### To be done
Print all of the lines exactly. Any picture among them stays out.

***

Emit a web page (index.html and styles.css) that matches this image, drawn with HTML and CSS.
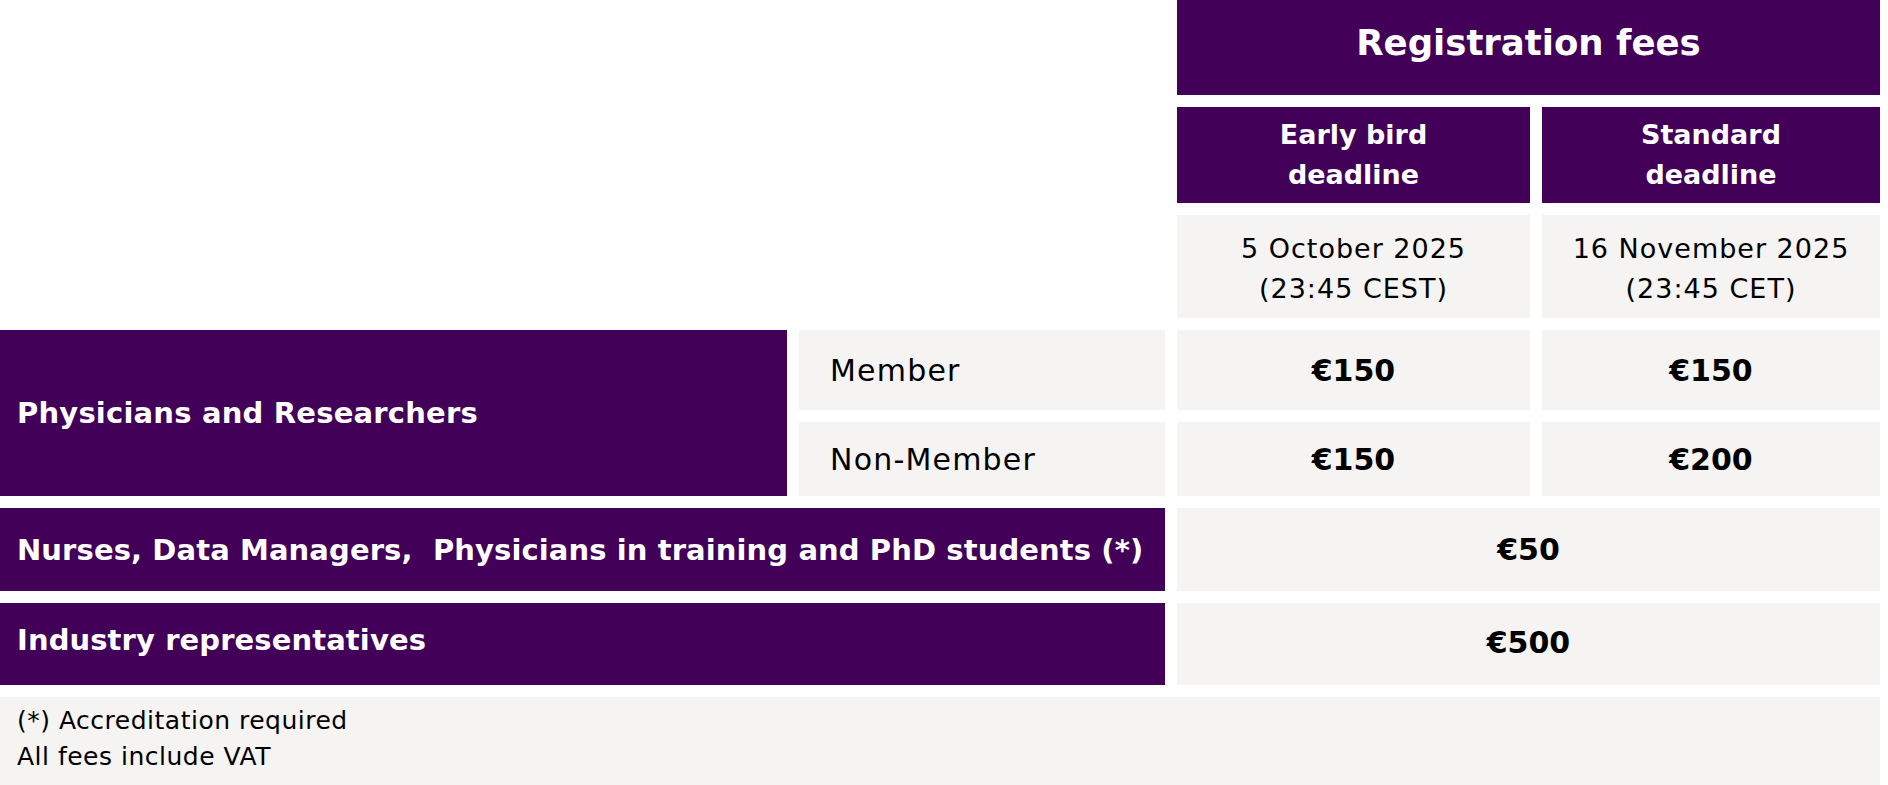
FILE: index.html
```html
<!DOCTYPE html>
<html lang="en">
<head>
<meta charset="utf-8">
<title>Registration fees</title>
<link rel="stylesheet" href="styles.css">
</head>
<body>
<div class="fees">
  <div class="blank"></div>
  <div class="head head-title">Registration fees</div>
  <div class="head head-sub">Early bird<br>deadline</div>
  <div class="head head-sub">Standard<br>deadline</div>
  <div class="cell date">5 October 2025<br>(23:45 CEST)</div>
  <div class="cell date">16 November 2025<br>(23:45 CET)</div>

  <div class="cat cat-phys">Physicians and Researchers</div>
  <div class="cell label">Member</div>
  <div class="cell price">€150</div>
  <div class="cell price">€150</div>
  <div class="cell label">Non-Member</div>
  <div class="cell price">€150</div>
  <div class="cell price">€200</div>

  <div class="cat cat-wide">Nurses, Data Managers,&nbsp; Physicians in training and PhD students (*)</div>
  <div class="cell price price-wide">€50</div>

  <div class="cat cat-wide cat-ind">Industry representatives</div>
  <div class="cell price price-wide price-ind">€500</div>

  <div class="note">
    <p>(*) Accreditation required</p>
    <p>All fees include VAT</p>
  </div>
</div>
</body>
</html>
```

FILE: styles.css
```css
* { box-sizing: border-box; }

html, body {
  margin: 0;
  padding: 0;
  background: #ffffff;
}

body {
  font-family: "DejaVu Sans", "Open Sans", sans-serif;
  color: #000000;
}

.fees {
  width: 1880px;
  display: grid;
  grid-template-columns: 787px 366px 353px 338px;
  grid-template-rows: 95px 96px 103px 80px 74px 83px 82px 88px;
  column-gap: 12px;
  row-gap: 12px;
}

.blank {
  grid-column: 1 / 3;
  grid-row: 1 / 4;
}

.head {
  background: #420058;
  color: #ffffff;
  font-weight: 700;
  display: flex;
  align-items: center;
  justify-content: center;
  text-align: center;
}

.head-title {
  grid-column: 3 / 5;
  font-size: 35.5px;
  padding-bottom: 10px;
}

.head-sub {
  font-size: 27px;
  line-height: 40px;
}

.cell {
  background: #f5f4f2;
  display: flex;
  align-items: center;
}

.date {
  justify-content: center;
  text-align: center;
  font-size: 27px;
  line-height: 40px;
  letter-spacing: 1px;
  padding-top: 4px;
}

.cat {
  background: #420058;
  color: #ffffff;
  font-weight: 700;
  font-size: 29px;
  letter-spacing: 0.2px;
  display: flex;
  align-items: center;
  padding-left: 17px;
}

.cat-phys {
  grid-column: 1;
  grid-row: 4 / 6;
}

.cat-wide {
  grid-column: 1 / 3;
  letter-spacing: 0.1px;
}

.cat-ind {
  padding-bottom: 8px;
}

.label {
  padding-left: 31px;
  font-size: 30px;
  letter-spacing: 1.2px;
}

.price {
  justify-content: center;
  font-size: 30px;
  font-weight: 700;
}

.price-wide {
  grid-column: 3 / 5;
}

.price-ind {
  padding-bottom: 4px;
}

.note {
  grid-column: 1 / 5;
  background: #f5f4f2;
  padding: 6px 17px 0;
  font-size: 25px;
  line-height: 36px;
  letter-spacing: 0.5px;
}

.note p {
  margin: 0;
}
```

***

### Answer below
Emit a web page (index.html and styles.css) that matches this image, drawn with HTML and CSS.
FILE: index.html
```html
<!DOCTYPE html>
<html lang="en">
<head>
<meta charset="utf-8">
<title>Registration fees</title>
<link rel="stylesheet" href="styles.css">
</head>
<body>
<div class="fees">
  <div class="blank"></div>
  <div class="head head-title">Registration fees</div>
  <div class="head head-sub">Early bird<br>deadline</div>
  <div class="head head-sub">Standard<br>deadline</div>
  <div class="cell date">5 October 2025<br>(23:45 CEST)</div>
  <div class="cell date">16 November 2025<br>(23:45 CET)</div>

  <div class="cat cat-phys">Physicians and Researchers</div>
  <div class="cell label">Member</div>
  <div class="cell price">€150</div>
  <div class="cell price">€150</div>
  <div class="cell label">Non-Member</div>
  <div class="cell price">€150</div>
  <div class="cell price">€200</div>

  <div class="cat cat-wide">Nurses, Data Managers,&nbsp; Physicians in training and PhD students (*)</div>
  <div class="cell price price-wide">€50</div>

  <div class="cat cat-wide cat-ind">Industry representatives</div>
  <div class="cell price price-wide price-ind">€500</div>

  <div class="note">
    <p>(*) Accreditation required</p>
    <p>All fees include VAT</p>
  </div>
</div>
</body>
</html>
```

FILE: styles.css
```css
* { box-sizing: border-box; }

html, body {
  margin: 0;
  padding: 0;
  background: #ffffff;
}

body {
  font-family: "DejaVu Sans", "Open Sans", sans-serif;
  color: #000000;
}

.fees {
  width: 1880px;
  display: grid;
  grid-template-columns: 787px 366px 353px 338px;
  grid-template-rows: 95px 96px 103px 80px 74px 83px 82px 88px;
  column-gap: 12px;
  row-gap: 12px;
}

.blank {
  grid-column: 1 / 3;
  grid-row: 1 / 4;
}

.head {
  background: #420058;
  color: #ffffff;
  font-weight: 700;
  display: flex;
  align-items: center;
  justify-content: center;
  text-align: center;
}

.head-title {
  grid-column: 3 / 5;
  font-size: 35.5px;
  padding-bottom: 10px;
}

.head-sub {
  font-size: 27px;
  line-height: 40px;
}

.cell {
  background: #f5f4f2;
  display: flex;
  align-items: center;
}

.date {
  justify-content: center;
  text-align: center;
  font-size: 27px;
  line-height: 40px;
  letter-spacing: 1px;
  padding-top: 4px;
}

.cat {
  background: #420058;
  color: #ffffff;
  font-weight: 700;
  font-size: 29px;
  letter-spacing: 0.2px;
  display: flex;
  align-items: center;
  padding-left: 17px;
}

.cat-phys {
  grid-column: 1;
  grid-row: 4 / 6;
}

.cat-wide {
  grid-column: 1 / 3;
  letter-spacing: 0.1px;
}

.cat-ind {
  padding-bottom: 8px;
}

.label {
  padding-left: 31px;
  font-size: 30px;
  letter-spacing: 1.2px;
}

.price {
  justify-content: center;
  font-size: 30px;
  font-weight: 700;
}

.price-wide {
  grid-column: 3 / 5;
}

.price-ind {
  padding-bottom: 4px;
}

.note {
  grid-column: 1 / 5;
  background: #f5f4f2;
  padding: 6px 17px 0;
  font-size: 25px;
  line-height: 36px;
  letter-spacing: 0.5px;
}

.note p {
  margin: 0;
}
```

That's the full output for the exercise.